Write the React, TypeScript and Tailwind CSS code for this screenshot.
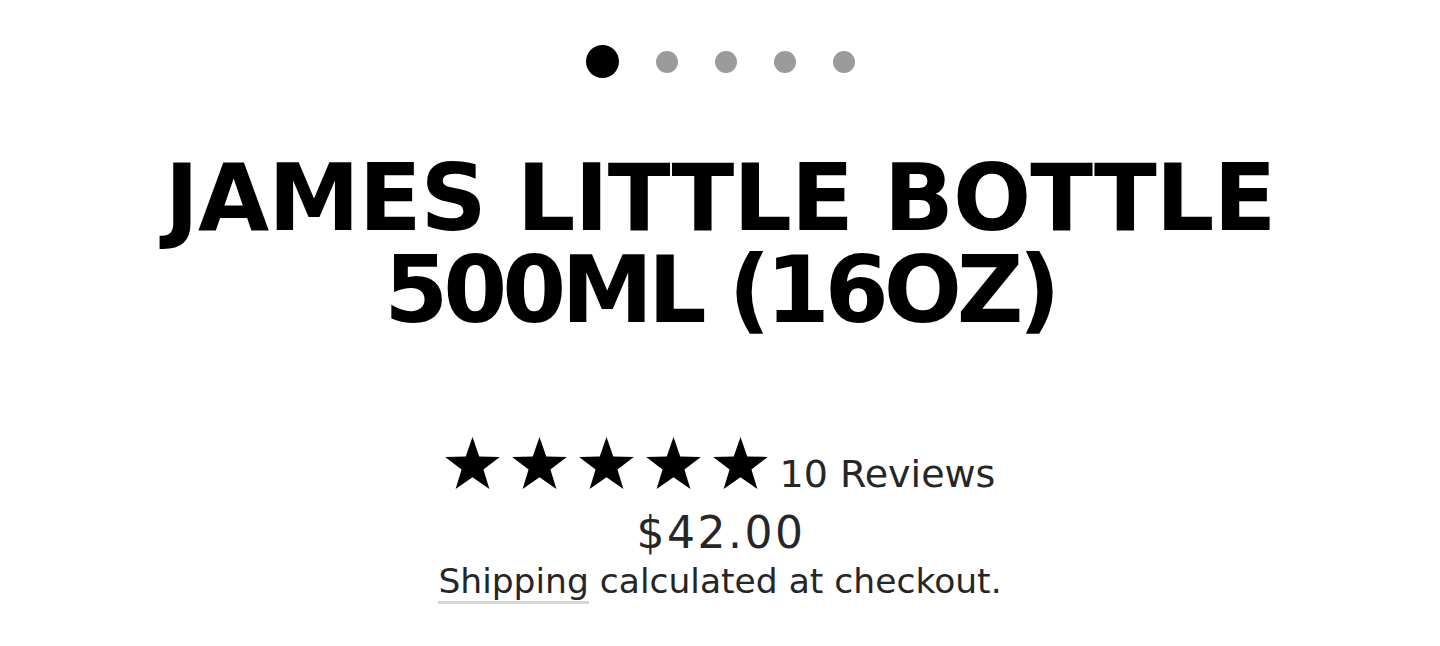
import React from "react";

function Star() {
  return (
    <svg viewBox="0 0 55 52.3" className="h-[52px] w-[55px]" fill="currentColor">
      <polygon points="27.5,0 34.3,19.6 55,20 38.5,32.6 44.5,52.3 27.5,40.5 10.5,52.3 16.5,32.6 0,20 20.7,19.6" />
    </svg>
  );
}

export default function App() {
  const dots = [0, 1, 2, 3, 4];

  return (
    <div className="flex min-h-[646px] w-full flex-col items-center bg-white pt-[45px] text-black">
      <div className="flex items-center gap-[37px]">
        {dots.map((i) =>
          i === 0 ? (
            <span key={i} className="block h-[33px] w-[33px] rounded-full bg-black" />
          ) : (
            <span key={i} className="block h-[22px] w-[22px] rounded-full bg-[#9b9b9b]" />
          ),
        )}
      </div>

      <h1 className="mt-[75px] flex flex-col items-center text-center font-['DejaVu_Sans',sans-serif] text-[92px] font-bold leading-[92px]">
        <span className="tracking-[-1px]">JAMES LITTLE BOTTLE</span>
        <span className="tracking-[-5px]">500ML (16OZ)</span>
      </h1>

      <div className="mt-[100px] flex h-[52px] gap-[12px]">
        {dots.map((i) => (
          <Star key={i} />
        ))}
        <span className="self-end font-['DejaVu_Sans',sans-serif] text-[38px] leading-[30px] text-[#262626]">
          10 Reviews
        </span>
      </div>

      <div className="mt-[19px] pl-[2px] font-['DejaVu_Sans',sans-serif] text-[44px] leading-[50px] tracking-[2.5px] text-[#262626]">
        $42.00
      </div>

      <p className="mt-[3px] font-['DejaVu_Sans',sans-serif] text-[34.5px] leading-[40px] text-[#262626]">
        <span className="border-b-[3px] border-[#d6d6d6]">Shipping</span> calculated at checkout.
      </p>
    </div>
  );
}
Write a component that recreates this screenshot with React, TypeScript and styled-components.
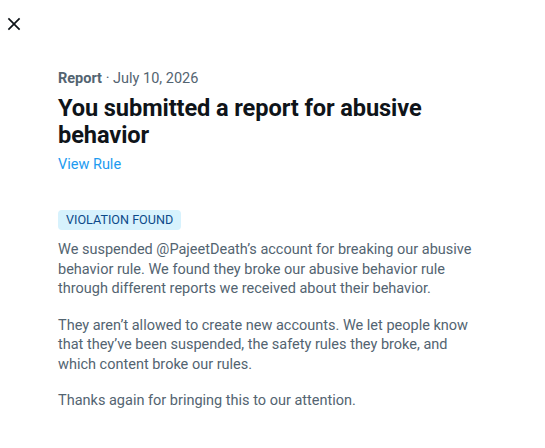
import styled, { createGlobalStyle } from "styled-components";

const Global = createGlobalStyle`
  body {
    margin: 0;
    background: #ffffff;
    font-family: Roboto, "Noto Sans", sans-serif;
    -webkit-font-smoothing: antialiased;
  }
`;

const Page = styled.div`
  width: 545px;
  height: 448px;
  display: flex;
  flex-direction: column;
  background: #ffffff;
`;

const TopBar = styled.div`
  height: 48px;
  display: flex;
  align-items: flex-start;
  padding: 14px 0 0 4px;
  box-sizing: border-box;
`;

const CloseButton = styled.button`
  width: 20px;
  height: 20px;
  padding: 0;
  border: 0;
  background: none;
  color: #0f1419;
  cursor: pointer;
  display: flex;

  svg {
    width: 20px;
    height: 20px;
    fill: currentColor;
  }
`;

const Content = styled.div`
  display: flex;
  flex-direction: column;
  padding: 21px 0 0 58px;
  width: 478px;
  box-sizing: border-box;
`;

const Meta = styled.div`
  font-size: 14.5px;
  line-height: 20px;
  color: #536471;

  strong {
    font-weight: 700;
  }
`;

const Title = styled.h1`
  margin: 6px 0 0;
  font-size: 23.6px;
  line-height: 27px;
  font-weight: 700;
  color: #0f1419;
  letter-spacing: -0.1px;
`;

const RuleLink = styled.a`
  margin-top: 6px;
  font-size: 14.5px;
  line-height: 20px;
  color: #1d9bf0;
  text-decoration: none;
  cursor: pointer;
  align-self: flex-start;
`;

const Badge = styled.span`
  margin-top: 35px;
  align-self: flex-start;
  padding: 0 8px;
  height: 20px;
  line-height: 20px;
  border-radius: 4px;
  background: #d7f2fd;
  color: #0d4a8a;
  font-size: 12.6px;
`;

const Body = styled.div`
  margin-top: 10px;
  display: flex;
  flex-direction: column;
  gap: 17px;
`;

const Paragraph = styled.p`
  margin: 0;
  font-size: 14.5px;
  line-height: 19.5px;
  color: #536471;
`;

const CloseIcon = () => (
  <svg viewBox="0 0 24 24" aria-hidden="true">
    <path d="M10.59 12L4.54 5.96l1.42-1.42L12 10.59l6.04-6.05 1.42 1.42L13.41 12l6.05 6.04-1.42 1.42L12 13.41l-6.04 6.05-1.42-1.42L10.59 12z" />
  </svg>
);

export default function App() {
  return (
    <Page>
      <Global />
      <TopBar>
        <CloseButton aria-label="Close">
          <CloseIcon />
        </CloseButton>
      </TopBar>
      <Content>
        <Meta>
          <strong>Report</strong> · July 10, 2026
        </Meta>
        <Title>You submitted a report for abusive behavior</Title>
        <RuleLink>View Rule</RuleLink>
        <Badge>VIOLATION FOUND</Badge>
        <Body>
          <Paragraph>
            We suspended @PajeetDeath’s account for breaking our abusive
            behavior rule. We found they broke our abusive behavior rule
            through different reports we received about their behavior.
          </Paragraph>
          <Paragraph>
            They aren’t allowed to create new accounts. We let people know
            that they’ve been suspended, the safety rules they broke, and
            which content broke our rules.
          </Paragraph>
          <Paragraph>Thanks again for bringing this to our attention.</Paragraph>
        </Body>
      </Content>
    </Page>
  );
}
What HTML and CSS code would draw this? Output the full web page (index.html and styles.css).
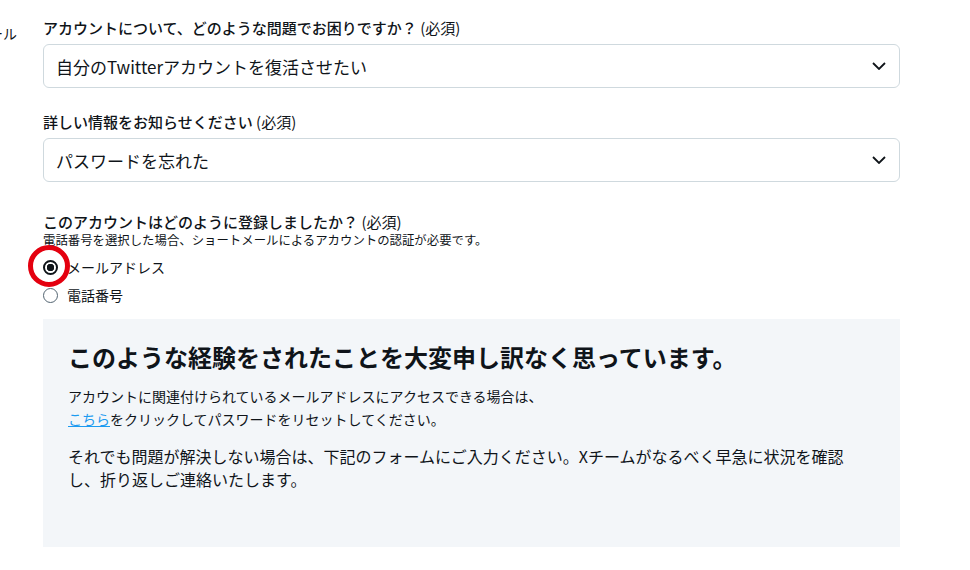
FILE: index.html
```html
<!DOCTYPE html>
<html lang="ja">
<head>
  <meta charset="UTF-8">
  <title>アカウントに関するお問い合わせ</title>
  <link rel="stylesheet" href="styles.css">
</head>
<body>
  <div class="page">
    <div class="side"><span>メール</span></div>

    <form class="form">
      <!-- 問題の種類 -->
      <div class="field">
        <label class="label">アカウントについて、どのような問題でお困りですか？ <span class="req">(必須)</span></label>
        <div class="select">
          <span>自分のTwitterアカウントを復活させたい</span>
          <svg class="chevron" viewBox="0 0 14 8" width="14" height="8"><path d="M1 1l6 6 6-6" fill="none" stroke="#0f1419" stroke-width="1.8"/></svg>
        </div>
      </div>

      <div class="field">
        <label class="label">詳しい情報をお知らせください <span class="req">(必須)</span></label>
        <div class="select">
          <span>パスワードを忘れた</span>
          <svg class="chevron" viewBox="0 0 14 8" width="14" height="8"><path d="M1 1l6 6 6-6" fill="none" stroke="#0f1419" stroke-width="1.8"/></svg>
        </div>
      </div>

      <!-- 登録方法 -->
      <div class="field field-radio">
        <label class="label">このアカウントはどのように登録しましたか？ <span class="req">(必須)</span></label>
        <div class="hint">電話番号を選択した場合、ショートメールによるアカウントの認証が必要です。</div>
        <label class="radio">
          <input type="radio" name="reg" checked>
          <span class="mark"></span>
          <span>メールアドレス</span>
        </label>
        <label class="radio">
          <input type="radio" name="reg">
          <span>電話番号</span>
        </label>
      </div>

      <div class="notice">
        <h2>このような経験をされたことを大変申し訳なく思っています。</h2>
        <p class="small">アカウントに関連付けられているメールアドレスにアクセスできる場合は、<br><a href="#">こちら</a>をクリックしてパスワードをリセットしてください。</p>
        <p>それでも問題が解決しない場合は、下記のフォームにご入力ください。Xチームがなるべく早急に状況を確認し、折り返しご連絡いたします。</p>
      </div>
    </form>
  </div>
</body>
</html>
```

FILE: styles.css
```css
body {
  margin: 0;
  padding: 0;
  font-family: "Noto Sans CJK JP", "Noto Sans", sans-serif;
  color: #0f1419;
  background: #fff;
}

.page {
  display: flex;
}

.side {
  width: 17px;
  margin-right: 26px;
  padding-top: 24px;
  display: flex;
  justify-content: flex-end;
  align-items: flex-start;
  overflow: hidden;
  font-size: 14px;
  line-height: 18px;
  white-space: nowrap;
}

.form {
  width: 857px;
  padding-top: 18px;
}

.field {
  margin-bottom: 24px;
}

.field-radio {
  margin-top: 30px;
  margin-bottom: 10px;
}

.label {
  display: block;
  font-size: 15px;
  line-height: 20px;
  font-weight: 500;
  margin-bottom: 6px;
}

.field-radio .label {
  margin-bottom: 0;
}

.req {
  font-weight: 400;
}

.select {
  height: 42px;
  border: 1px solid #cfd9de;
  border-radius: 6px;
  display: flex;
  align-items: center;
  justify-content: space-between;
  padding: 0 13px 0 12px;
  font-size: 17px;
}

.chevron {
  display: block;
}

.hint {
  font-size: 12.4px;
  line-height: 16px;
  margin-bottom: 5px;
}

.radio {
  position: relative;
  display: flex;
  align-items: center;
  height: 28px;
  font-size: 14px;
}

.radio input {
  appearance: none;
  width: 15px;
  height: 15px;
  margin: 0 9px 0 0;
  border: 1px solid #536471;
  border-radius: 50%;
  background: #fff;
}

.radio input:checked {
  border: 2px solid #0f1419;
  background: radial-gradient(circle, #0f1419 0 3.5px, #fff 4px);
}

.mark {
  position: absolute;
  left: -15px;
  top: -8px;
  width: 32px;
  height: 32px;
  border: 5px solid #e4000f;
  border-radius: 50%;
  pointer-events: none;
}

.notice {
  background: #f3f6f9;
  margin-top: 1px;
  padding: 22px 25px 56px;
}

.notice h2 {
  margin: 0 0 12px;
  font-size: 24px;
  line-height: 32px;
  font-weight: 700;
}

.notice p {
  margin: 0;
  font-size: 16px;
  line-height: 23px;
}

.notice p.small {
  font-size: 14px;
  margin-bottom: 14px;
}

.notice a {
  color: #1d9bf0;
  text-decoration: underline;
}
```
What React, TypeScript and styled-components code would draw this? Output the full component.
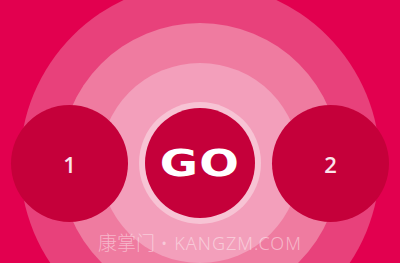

* * * * * * * * *

§ To be done
Which lines hold the string "styles"? Copy all of them from the data above.

§ Answer in full
What HTML and CSS code would draw this? Output the full web page (index.html and styles.css).
  <link rel="stylesheet" href="styles.css">
FILE: styles.css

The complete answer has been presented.